What are the most rewarding aspects of your role?
Getting to work with such passionate and dedicated patient advocates and individuals living with rare conditions. Being a non-scientific person, I studied politics at Swansea University, I see a big aspect of my work to showcase the fantastic genomic science we are doing in a language anyone can understand.
We are living in quite an amazing time for new treatments, techniques, and genomic science. However, this is not worth a lot if we don’t bring people along with it.
What is your proudest moment in your career thus far?
That is a tough question. Probably helping my parents understand what RNA (Ribonucleic acid) stands for and how much of a crucial role it plays in protein development. It took a few cups of tea over Zoom to get them there!
I am very lucky to have worked across a wide range of conditions in my career to date, from asthma and chronic lung diseases, the central nervous system, Alzheimer’s Disease and IRDs. I would not be able to pin down a single proud moment, as I think the more I can do as a non-scientist to bring the impact of genomic level research to the public is an achievement every day. If I can help someone navigate what an RNA future therapy might mean for them, then I am very happy.
What advice would you give someone considering working in the rare disease space?
I find the rare disease space one of the most powerful spaces to work in. I would encourage anyone who has a passion for hard work, tough discussions and a get stuck in attitude to really think about a career, role or time supporting the rare disease community. As the advancements in science continue, more and more treatments are coming for some of the hardest and rarest conditions.
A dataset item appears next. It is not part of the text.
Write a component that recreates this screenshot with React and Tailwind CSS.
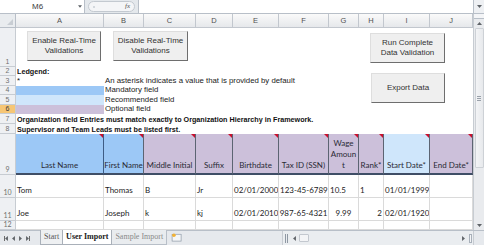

It is a very exciting time to get involved.
If you weren’t Patient Engagement Officer of ProQR, what was Plan B? What did your 10-year-old self-want to do as a job?
If I could turn back the clock, I think my plan B would definitely have been either a professional cricketer, striding out to a packed house at Lord’s to face the Australians in the Ashes, or singing in front of a packed Albert Hall covering big band classics like For once in my life and Beyond the sea.